# Task input start

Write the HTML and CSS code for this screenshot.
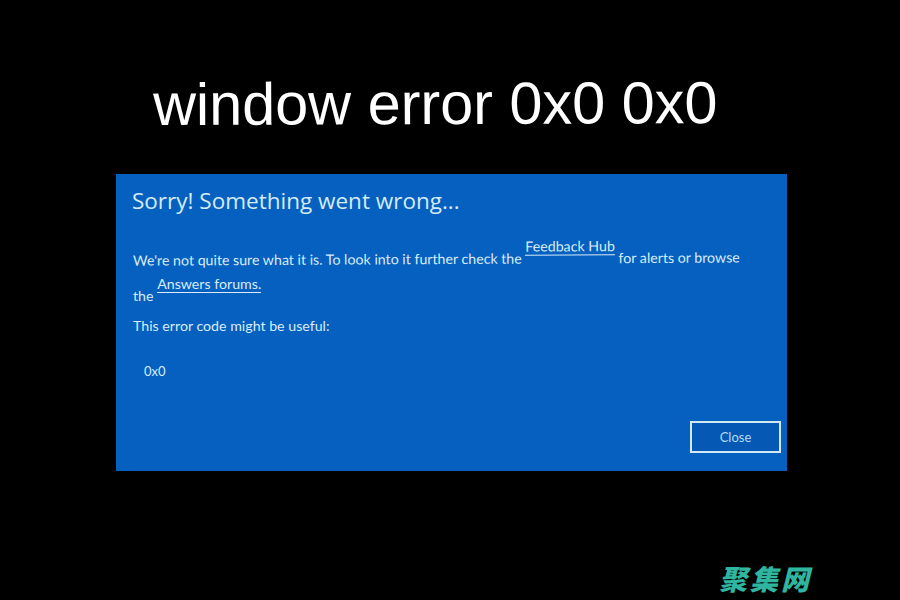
FILE: index.html
```html
<!DOCTYPE html>
<html lang="en">
<head>
  <meta charset="UTF-8">
  <meta name="viewport" content="width=device-width, initial-scale=1.0">
  <title>window error 0x0 0x0</title>
  <link rel="stylesheet" href="styles.css">
</head>
<body>
  <h1 class="headline">window error 0x0 0x0</h1>

  <div class="error-panel">
    <h2 class="error-title">Sorry! Something went wrong...</h2>
    <p class="error-text first-line">We're not quite sure what it is. To look into it further check the <a class="raised-link" href="#">Feedback Hub</a> for alerts or browse</p>
    <p class="error-text second-line">the <a class="raised-link" href="#">Answers forums.</a></p>
    <p class="error-text useful-line">This error code might be useful:</p>
    <p class="error-code">0x0</p>
    <div class="button-row">
      <button class="close-button">Close</button>
    </div>
  </div>

  <div class="watermark">聚集网</div>
</body>
</html>
```

FILE: styles.css
```css
html, body {
  height: 100%;
}
body {
  margin: 0;
  background-color: #000000;
  overflow: hidden;
}
.headline {
  margin: 0;
  padding: 72px 0 0 153px;
  height: 174px;
  box-sizing: border-box;
  font-family: "Liberation Sans", Arial, sans-serif;
  font-size: 59.4px;
  line-height: 64px;
  font-weight: 400;
  color: #ffffff;
  white-space: nowrap;
  transform: rotate(-0.2deg);
}
.error-panel {
  display: flex;
  flex-direction: column;
  box-sizing: border-box;
  width: 671px;
  height: 297px;
  margin-left: 116px;
  padding: 12px 6px 0 16px;
  background-color: #0560c0;
  color: #d9ecf7;
  font-family: Lato, sans-serif;
}
.error-title {
  margin: 0;
  font-family: "Open Sans", sans-serif;
  font-size: 22.5px;
  line-height: 30px;
  font-weight: 400;
  color: #d5ebf6;
}
.error-text {
  margin: 0 0 0 1px;
  font-size: 14.2px;
  line-height: 18px;
  white-space: nowrap;
}
.raised-link {
  color: #d9ecf7;
  vertical-align: 12px;
  line-height: 14px;
  text-decoration: none;
  border-bottom: 1px solid #d9ecf7;
}
.first-line {
  margin-top: 24px;
  transform: rotate(-0.3deg);
}
.second-line {
  margin-top: 9px;
}
.useful-line {
  margin-top: 12px;
}
.error-code {
  margin: 27px 0 0 12px;
  font-size: 13px;
  line-height: 18px;
}
.button-row {
  display: flex;
  justify-content: flex-end;
  margin-top: 41px;
}
.close-button {
  box-sizing: border-box;
  width: 91px;
  height: 32px;
  padding: 0;
  background-color: #0558b4;
  border: 2px solid #cfeaf6;
  color: #b5dcf0;
  font-family: Lato, sans-serif;
  font-size: 13px;
}
.watermark {
  margin: 91px 0 0 719px;
  font-family: "Noto Sans CJK SC", sans-serif;
  font-size: 28px;
  line-height: 32px;
  letter-spacing: 3px;
  font-weight: 900;
  font-style: italic;
  color: #2fb5a0;
}
```
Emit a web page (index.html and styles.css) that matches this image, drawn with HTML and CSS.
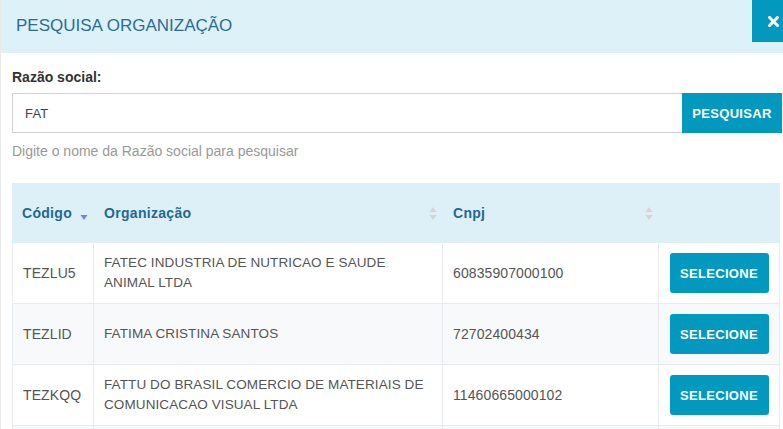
FILE: index.html
```html
<!DOCTYPE html>
<html lang="pt-BR">
<head>
<meta charset="utf-8">
<title>Pesquisa Organização</title>
<link rel="stylesheet" href="styles.css">
</head>
<body>
<div class="modal">
  <div class="modal-header">
    <h1 class="modal-title">PESQUISA ORGANIZAÇÃO</h1>
    <button class="close-btn" aria-label="Fechar">
      <svg width="11" height="11" viewBox="0 0 11 11"><path d="M1.5 1.5 L9.5 9.5 M9.5 1.5 L1.5 9.5" stroke="#fff" stroke-width="3" stroke-linecap="square"/></svg>
    </button>
  </div>
  <div class="modal-body">
    <label class="field-label">Razão social:</label>
    <div class="search-row">
      <div class="search-input">FAT</div>
      <button class="search-btn">PESQUISAR</button>
    </div>
    <p class="help">Digite o nome da Razão social para pesquisar</p>
    <table class="grid">
      <colgroup>
        <col class="c1"><col class="c2"><col class="c3"><col class="c4">
      </colgroup>
      <thead>
        <tr>
          <th><div class="th-in"><span>Código</span>
            <svg class="sort" width="8" height="15" viewBox="0 0 8 15"><path d="M0.5 9 L7.5 9 L4 14 Z" fill="#7b7fe2"/></svg></div></th>
          <th><div class="th-in"><span>Organização</span>
            <svg class="sort" width="8" height="15" viewBox="0 0 8 15"><path d="M4 1 L7.5 6 L0.5 6 Z" fill="#d8d2d2"/><path d="M0.5 9 L7.5 9 L4 14 Z" fill="#d8d2d2"/></svg></div></th>
          <th><div class="th-in"><span>Cnpj</span>
            <svg class="sort" width="8" height="15" viewBox="0 0 8 15"><path d="M4 1 L7.5 6 L0.5 6 Z" fill="#d8d2d2"/><path d="M0.5 9 L7.5 9 L4 14 Z" fill="#d8d2d2"/></svg></div></th>
          <th></th>
        </tr>
      </thead>
      <tbody>
        <tr>
          <td class="code">TEZLU5</td>
          <td class="org">FATEC INDUSTRIA DE NUTRICAO E SAUDE ANIMAL LTDA</td>
          <td class="num">60835907000100</td>
          <td class="act"><button class="sel-btn">SELECIONE</button></td>
        </tr>
        <tr class="alt">
          <td class="code">TEZLID</td>
          <td class="org">FATIMA CRISTINA SANTOS</td>
          <td class="num">72702400434</td>
          <td class="act"><button class="sel-btn">SELECIONE</button></td>
        </tr>
        <tr>
          <td class="code">TEZKQQ</td>
          <td class="org">FATTU DO BRASIL COMERCIO DE MATERIAIS DE COMUNICACAO VISUAL LTDA</td>
          <td class="num">11460665000102</td>
          <td class="act"><button class="sel-btn">SELECIONE</button></td>
        </tr>
        <tr class="alt">
          <td></td><td></td><td></td><td class="act"></td>
        </tr>
      </tbody>
    </table>
  </div>
</div>
</body>
</html>
```
FILE: styles.css
```css
html, body {
  margin: 0;
  padding: 0;
  background: #fff;
  overflow: hidden;
}
body {
  font-family: "Liberation Sans", Arial, sans-serif;
  color: #555;
}
.modal {
  width: 793px;
  border-left: 1px solid #e9e9e9;
  background: #fff;
}
.modal-header {
  height: 53px;
  background: #ddf1f8;
  display: flex;
  justify-content: space-between;
  align-items: flex-start;
}
.modal-title {
  margin: 0;
  padding: 16px 0 0 15px;
  font-size: 17px;
  font-weight: normal;
  line-height: 20px;
  color: #2a6c96;
}
.close-btn {
  width: 42px;
  height: 42px;
  border: 0;
  padding: 0;
  background: #0399bf;
  display: flex;
  align-items: center;
  justify-content: center;
}
.modal-body {
  padding: 14px 12px 0 11px;
}
.field-label {
  display: block;
  font-weight: bold;
  font-size: 14px;
  line-height: 20px;
  color: #333;
  margin-bottom: 6px;
}
.search-row {
  display: flex;
  height: 40px;
}
.search-input {
  flex: 1;
  border: 1px solid #d2d2d2;
  border-right: 0;
  padding: 0 12px;
  font-size: 13px;
  letter-spacing: 0.2px;
  color: #444;
  display: flex;
  align-items: center;
}
.search-btn {
  width: 100px;
  border: 0;
  background: #0399bf;
  color: #fff;
  font-family: "Liberation Sans", Arial, sans-serif;
  font-weight: bold;
  font-size: 13px;
  letter-spacing: 0.3px;
  padding: 0;
}
.help {
  margin: 8px 0 0;
  font-size: 14px;
  line-height: 20px;
  color: #999;
}
.grid {
  margin-top: 22px;
  width: 768px;
  table-layout: fixed;
  border-collapse: separate;
  border-spacing: 0;
  font-size: 13.5px;
  letter-spacing: 0.1px;
}
.c1 { width: 82px; }
.c2 { width: 349px; }
.c3 { width: 216px; }
.c4 { width: 121px; }
.grid th {
  background: #ddf0f7;
  height: 60px;
  padding: 0 6px 0 10px;
  text-align: left;
  font-size: 14px;
  letter-spacing: 0.3px;
  color: #1f6a92;
  font-weight: bold;
}
.th-in {
  display: flex;
  align-items: center;
  justify-content: space-between;
}
.sort {
  display: block;
  flex: none;
}
.grid td {
  height: 60px;
  padding: 0 10px;
  line-height: 20px;
  border-bottom: 1px solid #e8ecee;
  border-right: 1px solid #e8ecee;
  color: #555;
  vertical-align: middle;
}
.grid td:first-child {
  border-left: 1px solid #e8ecee;
}
.grid td.code,
.grid td.num {
  font-size: 14px;
  letter-spacing: 0.1px;
}
.grid tr.alt td {
  background: #f7f9fa;
}
.grid td.act {
  text-align: center;
  padding: 0;
}
.sel-btn {
  width: 99px;
  height: 40px;
  border: 0;
  border-radius: 3px;
  background: #0399bf;
  color: #fff;
  font-family: "Liberation Sans", Arial, sans-serif;
  font-weight: bold;
  font-size: 13px;
  letter-spacing: 0.3px;
  padding: 0;
}
```
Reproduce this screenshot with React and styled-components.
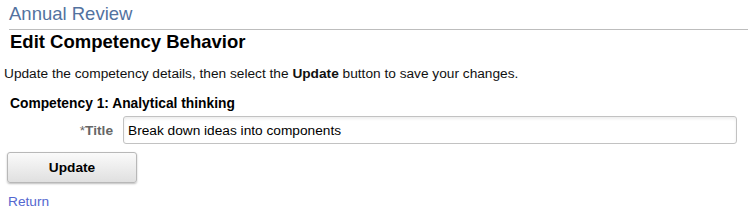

# Task input end

» **Aim**:
Go through the listing above and list every line that has the word "code".

» **Reply to the exercise**:
Write the HTML and CSS code for this screenshot.
    <p class="error-text useful-line">This error code might be useful:</p>
    <p class="error-code">0x0</p>
.error-code {
          <td class="code">TEZLU5</td>
          <td class="code">TEZLID</td>
          <td class="code">TEZKQQ</td>
.grid td.code,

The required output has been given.